À la mi-janvier 2024, le Kenya a cherché à refinancer son euro-obligation de 2 milliards de dollars US arrivant à échéance. Deux institutions multilatérales, le Fonds monétaire international et la Banque de commerce et de développement , ont alors engagé près d’un milliard de dollars US de nouveaux prêts.

Ce « succès » a provoqué un premier renversement de tendance dans la valeur du shilling. Plus tard, encouragé par le succès de la Côte d’Ivoire , le Kenya a émis un billet de 1,5 milliard de dollars à sept ans sur le marché des euro-obligations, dont le succès a déclenché une forte remontée de la valeur du shilling : le 10 avril 2024, il s’était renforcé à environ 129/$ .

L’appréciation actuelle du shilling est-elle durable ?

Comme de nombreuses monnaies de marché, le shilling ne flotte pas librement. Comme expliqué précédemment, la banque centrale intervient souvent sur le marché des changes pour atteindre des objectifs tels que lisser les fluctuations (réduire la vitesse de transition d’un taux à un autre) ou enrayer de nouvelles fluctuations.

Le sentiment général peut également influencer la valeur des devises . Par exemple, lorsque le Kenya a récemment remboursé une partie de sa dette en euro-obligations, les médias ont indiqué que le shilling ne devrait pas subir de pressions en cas de défaut de paiement de son emprunt souverain (que le marché avait déjà intégré dans la valeur du shilling). Le sentiment positif véhiculé par ces rapports a probablement contribué à l’appréciation euphorique initiale du shilling.

Toutefois, les variations de valeur de la monnaie induites par le sentiment ou les interventions ne sont pas tenables. Si le Kenya veut par exemple maintenir la valeur du shilling à un niveau artificiellement élevé, il se rendra vite compte que les réserves de devises étrangères utilisées pour les interventions ne sont pas illimitées .

Une diminution sensible des réserves entraîne des anticipations de baisse du shilling, ce qui induit une fuite des capitaux. La fuite des capitaux accroît alors l’offre de shilling, provoquant sa dépréciation. Ainsi, pour maintenir un shilling fort, il faut des fondamentaux économiques solides.

Les fondamentaux économiques du Kenya se sont-ils améliorés ?

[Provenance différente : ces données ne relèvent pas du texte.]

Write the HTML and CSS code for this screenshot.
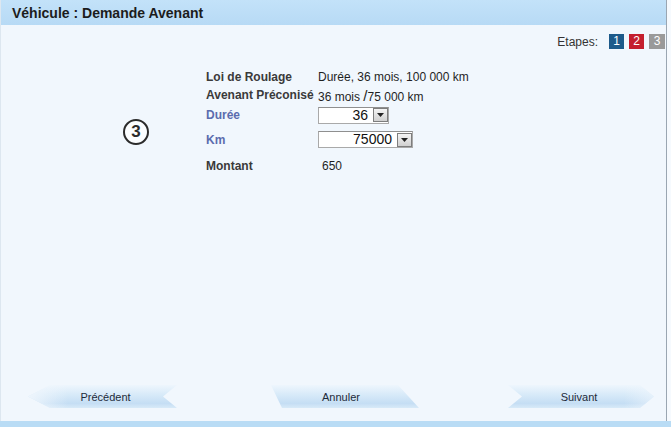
FILE: index.html
```html
<!DOCTYPE html>
<html lang="fr">
<head>
<meta charset="utf-8">
<title>Véhicule : Demande Avenant</title>
<link rel="stylesheet" href="styles.css">
</head>
<body>
<div class="window">
  <div class="panel">
    <div class="header">Véhicule : Demande Avenant</div>
    <div class="steps">
      <span class="steps-label">Etapes:</span>
      <span class="step step-1">1</span>
      <span class="step step-2">2</span>
      <span class="step step-3">3</span>
    </div>
    <div class="content">
      <div class="badge">3</div>
      <div class="form">
        <div class="row r1"><span class="label">Loi de Roulage</span><span class="value">Durée, 36 mois, 100 000 km</span></div>
        <div class="row r2"><span class="label">Avenant Préconisé</span><span class="value">36 mois <span class="slash">/</span>75 000 km</span></div>
        <div class="row r3"><span class="label blue">Durée</span>
          <span class="select sel-duree"><span class="sel-text">36</span><span class="sel-btn"><svg width="7" height="4" viewBox="0 0 7 4"><path d="M0 0h7L3.5 4z" fill="#222"/></svg></span></span>
        </div>
        <div class="row r4"><span class="label blue">Km</span>
          <span class="select sel-km"><span class="sel-text">75000</span><span class="sel-btn"><svg width="7" height="4" viewBox="0 0 7 4"><path d="M0 0h7L3.5 4z" fill="#222"/></svg></span></span>
        </div>
        <div class="row r5"><span class="label">Montant</span><span class="value v650">650</span></div>
      </div>
    </div>
    <div class="footer">
      <div class="btn btn-prev">Précédent</div>
      <div class="btn btn-cancel">Annuler</div>
      <div class="btn btn-next">Suivant</div>
    </div>
  </div>
  <div class="bottom-strip"></div>
</div>
</body>
</html>
```

FILE: styles.css
```css
html, body {
  margin: 0;
  padding: 0;
  width: 671px;
  height: 427px;
  overflow: hidden;
  background: #f6fafe;
  font-family: "Liberation Sans", Arial, sans-serif;
}
.window {
  width: 671px;
  height: 427px;
  display: flex;
  flex-direction: column;
}
.panel {
  width: 667px;
  height: 421px;
  background: #f1f7fd;
  border-right: 1px solid #9aa6b2;
  border-left: 1px solid #dde7f0;
  box-sizing: border-box;
  display: flex;
  flex-direction: column;
}
.header {
  height: 25px;
  box-sizing: border-box;
  padding: 5px 0 0 11px;
  background: linear-gradient(to bottom, #c3e2f9, #b7daf5);
  font-size: 14px;
  line-height: 16px;
  font-weight: bold;
  color: #1c1c1c;
}
.steps {
  margin-top: 9px;
  height: 15px;
  display: flex;
  align-items: center;
  justify-content: flex-end;
  padding-right: 1px;
}
.steps-label {
  font-size: 12px;
  color: #333;
  margin-right: 11px;
}
.step {
  width: 15px;
  height: 15px;
  margin-left: 5px;
  color: #fff;
  font-size: 12px;
  line-height: 15px;
  text-align: center;
}
.step-1 { background: #1d5a8a; margin-left: 0; }
.step-2 { background: #c41f2e; }
.step-3 { background: #9a9a9a; width: 16px; }
.content {
  margin-top: 19px;
  display: flex;
  padding-left: 122px;
}
.badge {
  margin-top: 51px;
  width: 22px;
  height: 22px;
  border: 2px solid #2b2b2b;
  border-radius: 50%;
  font-size: 17px;
  font-weight: bold;
  color: #2b2b2b;
  line-height: 22px;
  text-align: center;
  background: #fbfdff;
}
.form {
  margin-left: 57px;
  font-size: 12px;
}
.row {
  display: flex;
  align-items: center;
}
.r1 { height: 18px; }
.r2 { height: 18px; }
.r3 { height: 22px; }
.r4 { height: 27px; }
.r5 { height: 26px; }
.label {
  width: 112px;
  font-weight: bold;
  color: #3a3a3a;
  white-space: nowrap;
}
.label.blue { color: #5b6cae; }
.value { color: #1f1f1f; white-space: nowrap; }
.slash { font-size: 15px; }
.v650 { padding-left: 4px; }
.select {
  display: flex;
  align-items: center;
  height: 17px;
  box-sizing: border-box;
  border: 1px solid #a9a9a9;
  border-top-color: #8f8f8f;
  background: #fff;
}
.sel-duree { width: 71px; }
.sel-km { width: 95px; }
.sel-text {
  flex: 1;
  text-align: right;
  font-size: 14px;
  color: #111;
  padding-right: 5px;
  line-height: 15px;
}
.sel-btn {
  width: 15px;
  height: 14px;
  margin-right: 0;
  box-sizing: border-box;
  border: 1px solid #7d7d7d;
  background: linear-gradient(to bottom, #f4f4f4, #d0d0d0);
  display: flex;
  align-items: center;
  justify-content: center;
}
.footer {
  margin-top: auto;
  margin-bottom: 13px;
  height: 23px;
  display: flex;
}
.btn {
  height: 23px;
  display: flex;
  align-items: center;
  justify-content: center;
  font-size: 11px;
  color: #1d2a3a;
  box-sizing: border-box;
  background: linear-gradient(to bottom, #eef6fd 0%, #d6e9f8 45%, #c5def4 80%, #d8eaf8 100%);
}
.btn-prev {
  margin-left: 27px;
  width: 149px;
  padding-left: 6px;
  clip-path: polygon(0 50%, 22px 0, 149px 0, 135px 50%, 149px 100%, 22px 100%);
  background: linear-gradient(to right, rgba(241,247,253,0.9) 0px, rgba(241,247,253,0) 40px), linear-gradient(to bottom, #eef6fd 0%, #d6e9f8 45%, #c5def4 80%, #d8eaf8 100%);
}
.btn-cancel {
  margin-left: 94px;
  width: 148px;
  padding-right: 8px;
  clip-path: polygon(0 0, 127px 0, 148px 100%, 11px 100%);
}
.btn-next {
  margin-left: 89px;
  width: 146px;
  padding-left: 0;
  padding-right: 4px;
  clip-path: polygon(0 0, 132px 0, 146px 50%, 132px 100%, 0 100%, 14px 50%);
  background: linear-gradient(to left, rgba(241,247,253,0.6) 0px, rgba(241,247,253,0) 30px), linear-gradient(to bottom, #eef6fd 0%, #d6e9f8 45%, #c5def4 80%, #d8eaf8 100%);
}
.bottom-strip {
  height: 6px;
  width: 671px;
  background: #b9dcf5;
}
```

La réponse courte est « non ». Examinons quelques facteurs. Tout d’abord, comme expliqué précédemment, le pays a récemment emprunté près de 2,5 milliards de dollars à l’étranger pour refinancer une dette de 2 milliards de dollars. Il en a résulté une croissance nette de près de 500 millions de dollars de la dette extérieure. Cela va encore augmenter la part des recettes publiques consacrée au service de la dette (appelée « fardeau de la dette »).

Au premier trimestre 2023, le service de la dette absorbait environ 67,5 % des recettes fiscales du Kenya , ce qui laissait très peu d’argent pour les dépenses de développement : en 2023, les dépenses de développement ne constituaient que 16,5 % des recettes (hors subventions). La réduction des dépenses de développement met en péril les performances économiques et affaiblit le shilling à long terme.

Deuxièmement, la balance commerciale du Kenya (valeur des exportations moins valeur des importations) est négative . Il est préoccupant de constater que ce solde négatif s’est accru : de 4,9 % du PIB en 1975 à 9,3 % en 2022. Cette situation ne devrait pas changer de sitôt . L’augmentation de la balance commerciale négative est cohérente avec une dépréciation à long terme du shilling.

Troisièmement, dans son rapport de février 2024, la banque centrale a relevé le taux d’intérêt directeur à 13 % , ce qui a fait grimper le coût de l’argent, le taux d’escompte de la banque centrale (le taux auquel elle prête de l’argent aux banques confrontées à des déficits de liquidités à court terme) passant à 16 % .

Le coût élevé de l’argent décourage les investissements du secteur privé et réduit la production économique. Une faible production économique réduit les exportations et augmente les importations, ce qui conduit à une dépréciation de la monnaie.

En outre, les taux d’intérêt élevés ont fait augmenter les rendements des actifs tels que les obligations d’État à 10 ans, une référence . Cela a attiré des capitaux spéculatifs étrangers en quête de rendements élevés, ce qui a en partie contribué à l’appréciation du shilling . Les gains des investissements à court terme se dissipent souvent rapidement lorsque les taux d’intérêt commencent à baisser , comme le montre la récente vente aux enchères de bons du Trésor . Lorsque les gains diminuent, les capitaux spéculatifs s’enfuient, entraînant avec eux la valeur du shilling.

Enfin, en raison de son rôle dans l’organisation de la production et la productivité du travail, le capital humain joue un rôle essentiel dans la performance économique. Un développement plus élevé du capital humain est associé à des niveaux plus élevés d’innovation et de prise de risque, qui contribuent à étendre les activités économiques (diversification économique et des exportations) et à améliorer l’efficacité de la production. L’indice de développement du capital humain du Kenya est resté largement faible, passant de 0,52 en 2017 à 0,54 en 2020 , ce qui n’est pas bon pour la diversification des exportations et laisse présager une dépréciation du shilling à long terme.